Is it considered tax evasion if:
In 2017, John purchases QSBS stock for $1,000 from an early stage start up. In 2019, the startup is sold to a public company and John receives $1,000,000 in cash proceeds. Within 60 days (Section 1045 rollover), John purchases $1,000,000 of QSBS stock in a C Corporation he started and is the Executive Chairman, President, etc of. The C Corporation does not have any paid employees and John uses a minimal amount of its funds to pay personal expenses. Now, in 2024, John continues to hold the $1,000,000 in his C Corporation and it has not been spent down by the C Corp.

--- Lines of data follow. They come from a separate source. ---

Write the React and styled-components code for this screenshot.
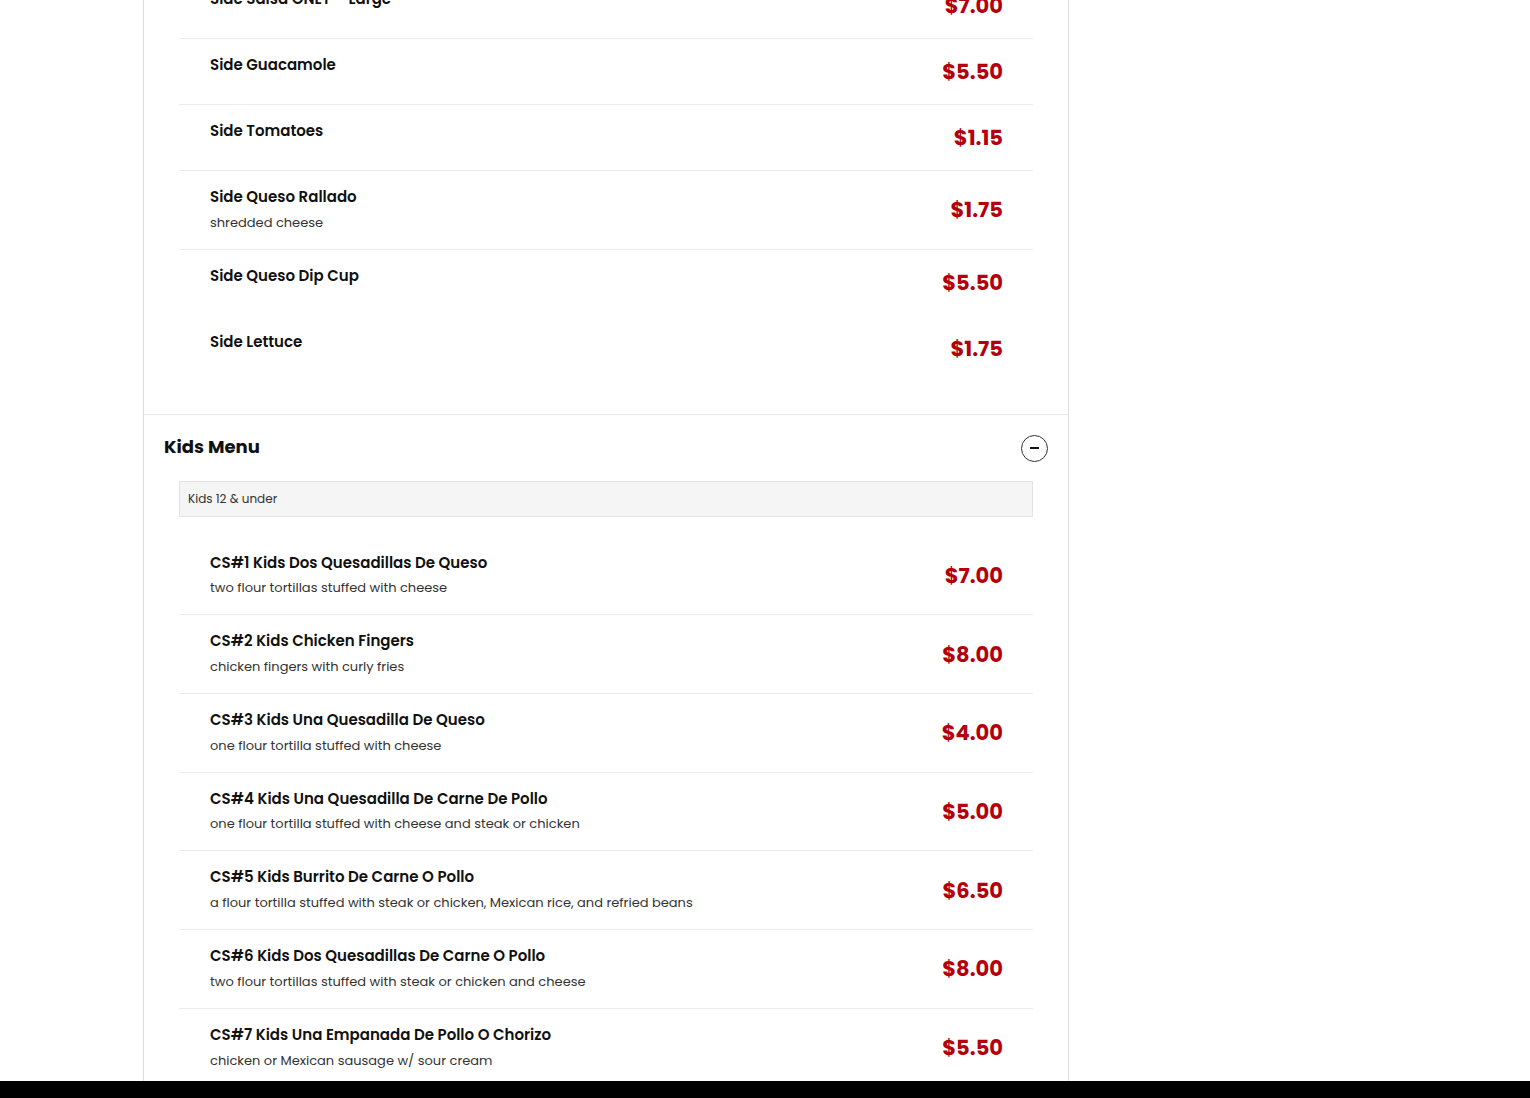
import styled, { createGlobalStyle } from "styled-components";

const GlobalStyle = createGlobalStyle`
  body {
    margin: 0;
    background: #fff;
    font-family: "Poppins", "Open Sans", sans-serif;
    color: #111;
  }
`;

const sides = [
  { name: "Side Salsa ONLY – Large", price: "$7.00" },
  { name: "Side Guacamole", price: "$5.50" },
  { name: "Side Tomatoes", price: "$1.15" },
  { name: "Side Queso Rallado", desc: "shredded cheese", price: "$1.75" },
  { name: "Side Queso Dip Cup", price: "$5.50", last: true },
  { name: "Side Lettuce", price: "$1.75", last: true },
];

const kids = [
  {
    name: "CS#1 Kids Dos Quesadillas De Queso",
    desc: "two flour tortillas stuffed with cheese",
    price: "$7.00",
  },
  {
    name: "CS#2 Kids Chicken Fingers",
    desc: "chicken fingers with curly fries",
    price: "$8.00",
  },
  {
    name: "CS#3 Kids Una Quesadilla De Queso",
    desc: "one flour tortilla stuffed with cheese",
    price: "$4.00",
  },
  {
    name: "CS#4 Kids Una Quesadilla De Carne De Pollo",
    desc: "one flour tortilla stuffed with cheese and steak or chicken",
    price: "$5.00",
  },
  {
    name: "CS#5 Kids Burrito De Carne O Pollo",
    desc: "a flour tortilla stuffed with steak or chicken, Mexican rice, and refried beans",
    price: "$6.50",
  },
  {
    name: "CS#6 Kids Dos Quesadillas De Carne O Pollo",
    desc: "two flour tortillas stuffed with steak or chicken and cheese",
    price: "$8.00",
  },
  {
    name: "CS#7 Kids Una Empanada De Pollo O Chorizo",
    desc: "chicken or Mexican sausage w/ sour cream",
    price: "$5.50",
  },
];

function MenuItem({ item }) {
  return (
    <Row $last={item.last}>
      <ItemText>
        <ItemName>{item.name}</ItemName>
        {item.desc && <ItemDesc>{item.desc}</ItemDesc>}
      </ItemText>
      <Price>{item.price}</Price>
    </Row>
  );
}

export default function App() {
  return (
    <>
      <GlobalStyle />
      <Page>
        <Panel>
          <Section $first>
            <ItemList>
              {sides.map((item) => (
                <MenuItem key={item.name} item={item} />
              ))}
            </ItemList>
          </Section>
          <Section>
            <SectionHeader>
              <SectionTitle>Kids Menu</SectionTitle>
              <ToggleButton type="button" aria-label="collapse">
                <MinusBar />
              </ToggleButton>
            </SectionHeader>
            <Note>Kids 12 &amp; under</Note>
            <ItemList $spaced>
              {kids.map((item) => (
                <MenuItem key={item.name} item={item} />
              ))}
            </ItemList>
          </Section>
        </Panel>
      </Page>
      <BottomBar />
    </>
  );
}

const Page = styled.div`
  margin-top: -27px;
  padding-left: 143px;
  width: 926px;
`;

const Panel = styled.div`
  border-left: 1px solid #dcdcdc;
  border-right: 1px solid #dcdcdc;
  min-height: 1200px;
`;

const Section = styled.section`
  border-top: ${(p) => (p.$first ? "none" : "1px solid #e6e6e6")};
  padding: ${(p) => (p.$first ? "0 35px 32px" : "19px 20px 40px")};
`;

const SectionHeader = styled.div`
  display: flex;
  align-items: center;
  justify-content: space-between;
  height: 26px;
`;

const SectionTitle = styled.h2`
  margin: 0;
  font-size: 18px;
  font-weight: 700;
  color: #111;
`;

const ToggleButton = styled.button`
  width: 27px;
  height: 27px;
  border-radius: 50%;
  border: 1px solid #333;
  background: #fff;
  padding: 0;
  display: flex;
  align-items: center;
  justify-content: center;
  margin-top: 3px;
  cursor: pointer;
`;

const MinusBar = styled.span`
  display: block;
  width: 9px;
  height: 2px;
  background: #111;
`;

const Note = styled.div`
  margin: 21px 15px 0;
  height: 34px;
  display: flex;
  align-items: center;
  padding: 0 8px;
  background: #f5f5f5;
  border: 1px solid #e2e2e2;
  font-size: 12px;
  color: #333;
`;

const ItemList = styled.div`
  margin: ${(p) => (p.$spaced ? "20px 15px 0" : "0")};
`;

const Row = styled.div`
  display: flex;
  align-items: center;
  justify-content: space-between;
  padding: 15px 30px 15px 31px;
  border-bottom: 1px solid ${(p) => (p.$last ? "transparent" : "#ececec")};
`;

const ItemText = styled.div`
  align-self: flex-start;
  display: flex;
  flex-direction: column;
`;

const ItemName = styled.div`
  font-size: 15px;
  font-weight: 600;
  line-height: 22px;
  color: #111;
`;

const ItemDesc = styled.div`
  margin-top: 3.7px;
  font-size: 13px;
  line-height: 22px;
  color: #333;
`;

const Price = styled.div`
  font-size: 21px;
  font-weight: 700;
  line-height: 35px;
  color: #b3000c;
`;

const BottomBar = styled.div`
  position: fixed;
  left: 0;
  right: 0;
  bottom: 0;
  height: 17px;
  background: #000;
`;
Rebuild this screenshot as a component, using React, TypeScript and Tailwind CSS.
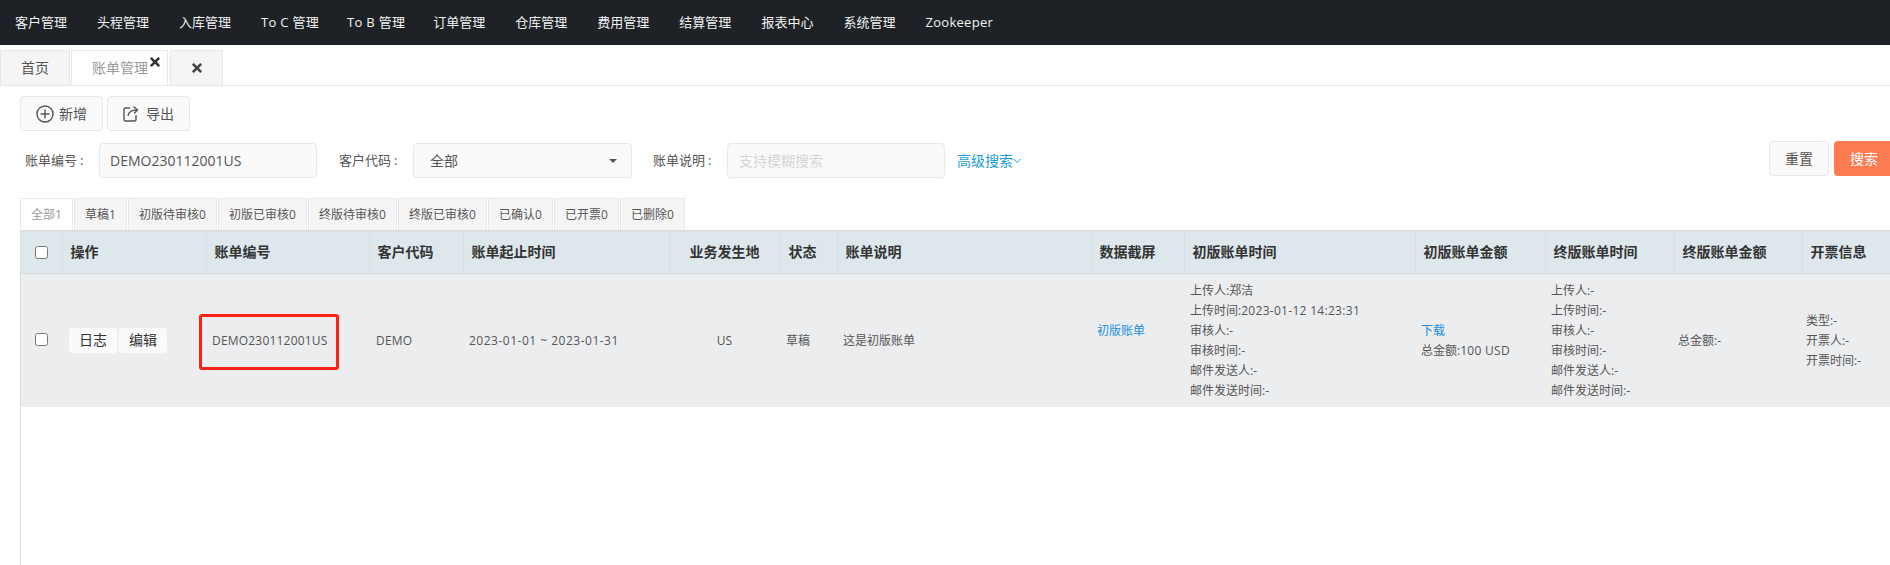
import { FaTimes } from "react-icons/fa";

const NAV = ["客户管理","头程管理","入库管理","To C 管理","To B 管理","订单管理","仓库管理","费用管理","结算管理","报表中心","系统管理","Zookeeper"];
const STATUS = [["全部1","w-[53px]"],["草稿1","w-[53px]"],["初版待审核0","w-[89px]"],["初版已审核0","w-[89px]"],["终版待审核0","w-[89px]"],["终版已审核0","w-[89px]"],["已确认0","w-[65px]"],["已开票0","w-[65px]"],["已删除0","w-[65px]"]];
const COLS = [41,144,163,94,206,111,57,254,93,231,130,129,128,120];
const HEAD = ["操作","账单编号","客户代码","账单起止时间","业务发生地","状态","账单说明","数据截屏","初版账单时间","初版账单金额","终版账单时间","终版账单金额","开票信息"];
const font = { fontFamily: '"Open Sans","Noto Sans CJK SC",sans-serif' };

function Lines({ items }: { items: string[] }) {
  return <div className="leading-5">{items.map((t) => <div key={t}>{t}</div>)}</div>;
}

function Label({ text, className }: { text: string; className: string }) {
  return <span className={`w-[74px] whitespace-nowrap ${className}`}>{text}<span className="ml-[3px]">:</span></span>;
}

export default function App() {
  return (
    <div className="h-[565px] w-[1890px] overflow-hidden bg-white text-[#555]" style={font}>
      <nav className="flex h-[45px] items-center bg-[#1e2226] pl-[15px] text-[13px] text-[#f2f2f2]">
        {NAV.map((n) => <span key={n} className={`whitespace-nowrap ${/[A-Z]/.test(n) ? "mr-[28px] tracking-[0.3px]" : "mr-[30px]"}`}>{n}</span>)}
      </nav>
      <div className="flex h-[41px] items-end border-b border-[#e7e7ee] pt-[5px] text-sm">
        <div className="flex h-[35px] w-[70px] items-center justify-center border border-b-0 border-[#e7e7ee] bg-[#f5f5f5]">首页</div>
        <div className="relative ml-px flex h-[35px] w-[97px] items-center border border-b-0 border-[#e7e7ee] bg-white pl-5 text-[#999]">
          账单管理
          <FaTimes className="absolute right-[5px] top-[4px] text-[14px] text-[#333]" />
        </div>
        <div className="ml-[2px] flex h-[35px] w-[53px] items-center justify-center border border-b-0 border-[#e7e7ee] bg-[#f5f5f5]">
          <FaTimes className="text-[14px] text-[#444]" />
        </div>
      </div>
      <div className="flex gap-[4px] pl-5 pt-[10px] text-sm">
        <button className="flex h-[35px] w-[83px] items-center justify-center gap-[5px] rounded border border-[#e7e7ee] bg-[#fafafa]">
          <svg width="18" height="18" viewBox="0 0 18 18" fill="none" stroke="#555" strokeWidth="1.4"><circle cx="9" cy="9" r="8"/><path d="M9 4.5v9M4.5 9h9"/></svg>
          新增
        </button>
        <button className="flex h-[35px] w-[83px] items-center justify-center gap-[7px] rounded border border-[#e7e7ee] bg-[#fafafa]">
          <svg width="16" height="17" viewBox="0 0 16 17" fill="none" stroke="#555" strokeWidth="1.4"><path d="M7 3H2.5A1.5 1.5 0 0 0 1 4.5v10A1.5 1.5 0 0 0 2.5 16h9a1.5 1.5 0 0 0 1.5-1.5V10"/><path d="M5 11c.5-4 3-6 9-6"/><path d="M10.5 1.5 14.5 5l-3.5 3.5"/></svg>
          导出
        </button>
      </div>
      <div className="mt-[12px] flex h-[35px] items-center pl-[25px] text-[13px]">
        <Label text="账单编号" className="" />
        <div className="flex h-[35px] w-[218px] items-center rounded border border-[#e7e7ee] bg-[#fafafa] pl-[10px] text-sm">DEMO230112001US</div>
        <Label text="客户代码" className="ml-[22px]" />
        <div className="relative flex h-[35px] w-[219px] items-center rounded border border-[#e7e7ee] bg-[#fafafa] pl-4 text-sm">
          全部
          <span className="absolute right-[14px] top-[15px] h-0 w-0 border-x-[4px] border-t-[4px] border-x-transparent border-t-[#555]" />
        </div>
        <Label text="账单说明" className="ml-[21px]" />
        <div className="flex h-[35px] w-[218px] items-center rounded border border-[#e7e7ee] bg-[#fafafa] pl-[11px] text-sm text-[#d5d5d5]">支持模糊搜索</div>
        <span className="ml-[12px] text-sm text-[#1a9bd8]">高级搜索</span>
        <svg width="8" height="6" viewBox="0 0 8 6" fill="none" stroke="#1a9bd8" strokeWidth="1"><path d="M.5 1l3.5 3.5L7.5 1"/></svg>
        <div className="ml-auto flex items-center gap-[5px] text-sm">
          <button className="relative -top-[2px] flex h-[35px] w-[60px] items-center justify-center rounded border border-[#e7e7ee] bg-[#fafafa]">重置</button>
          <button className="relative -top-[2px] -mr-[4px] flex h-[35px] w-[60px] items-center justify-center rounded bg-[#fc7c52] text-white">搜索</button>
        </div>
      </div>
      <div className="ml-5 mt-[20px] flex h-[32px] gap-px text-xs">
        {STATUS.map(([s, w], i) => (
          <div key={s} className={`flex items-center justify-center border border-b-0 border-[#e7e7ee] ${w} ${i === 0 ? "bg-white text-[#999]" : "bg-[#f5f5f5]"}`}>{s}</div>
        ))}
      </div>
      <div className="relative ml-5 h-[335px] w-[1902px] border-l border-t-2 border-[#ddd]">
        <table className="w-[1901px] table-fixed border-collapse text-xs">
          <colgroup>{COLS.map((c, i) => <col key={i} style={{ width: c }} />)}</colgroup>
          <thead>
            <tr className="h-[41px] border-b border-[#d5dbde] bg-[#dde7ec] text-sm font-bold text-[#333]">
              <th className="border-r border-[#d5dfe3] pl-[14px] text-left"><input type="checkbox" className="block h-[13px] w-[13px]" /></th>
              {HEAD.map((h) => (
                <th key={h} className={`whitespace-nowrap border-r border-[#d5dfe3] ${h === "业务发生地" ? "text-center" : "pl-2 text-left"}`}>{h}</th>
              ))}
              <th />
            </tr>
          </thead>
          <tbody>
            <tr className="h-[134px] bg-[#ecedef] [&>td]:pt-[2px]">
              <td className="pl-[14px] [&]:pt-0"><input type="checkbox" className="mb-[4px] block h-[13px] w-[13px]" /></td>
              <td className="pl-[7px] [&]:pt-0">
                <div className="mb-[2px] flex gap-[2px] text-sm text-[#333]">
                  <button className="h-[25px] w-[48px] rounded-[3px] bg-[#fafafa]">日志</button>
                  <button className="h-[25px] w-[48px] rounded-[3px] bg-[#fafafa]">编辑</button>
                </div>
              </td>
              <td className="relative pl-[6px] tracking-[0.2px]">
                DEMO230112001US
                <div className="absolute left-[-7px] top-[40px] h-[56px] w-[140px] rounded-[3px] border-[3px] border-[#ff2010]" />
              </td>
              <td className="pl-[7px] tracking-[0.2px]">DEMO</td>
              <td className="pl-[6px] tracking-[0.5px]">2023-01-01 ~ 2023-01-31</td>
              <td className="text-center">US</td>
              <td className="pl-[6px]">草稿</td>
              <td className="pl-[6px]">这是初版账单</td>
              <td className="pl-[6px]"><div className="leading-5 text-[#1a8fe3]">初版账单</div><div className="h-5" /></td>
              <td className="pl-[6px]">
                <div className="leading-5">
                  <div>上传人:郑洁</div>
                  <div>上传时间:<span className="tracking-[0.3px]">2023-01-12 14:23:31</span></div>
                  <div>审核人:-</div>
                  <div>审核时间:-</div>
                  <div>邮件发送人:-</div>
                  <div>邮件发送时间:-</div>
                </div>
              </td>
              <td className="pl-[6px]"><div className="leading-5 text-[#1a8fe3]">下载</div><div className="leading-5">总金额:<span className="tracking-[0.3px]">100 USD</span></div></td>
              <td className="pl-[6px]"><Lines items={["上传人:-","上传时间:-","审核人:-","审核时间:-","邮件发送人:-","邮件发送时间:-"]} /></td>
              <td className="pl-[4px]">总金额:-</td>
              <td className="pl-[4px]"><Lines items={["类型:-","开票人:-","开票时间:-"]} /></td>
              <td />
            </tr>
          </tbody>
        </table>
      </div>
    </div>
  );
}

John claims that over the course of his holding (it’s now been 7 years) inclusive of electing the Section 1045 rollover into his own C Corporation that he’s fulfilling Section 1202 requirements. Except that it can be proven that John has just parked his money and used the C Corp as a tax shelter through the Corp’s bank account statements and financial statements.
If the C Corp’s info is presented to the IRS, has John illegally deferred and failed to pay capital gains taxes on his $999,000 gain?
Or can it only be proven that he has failed to pay capital gains taxes after he sells his “QSB” stock from his C Corp?
If after he sells, does the active business reqmt have to apply for the first five years? Or for the entire 7+ years?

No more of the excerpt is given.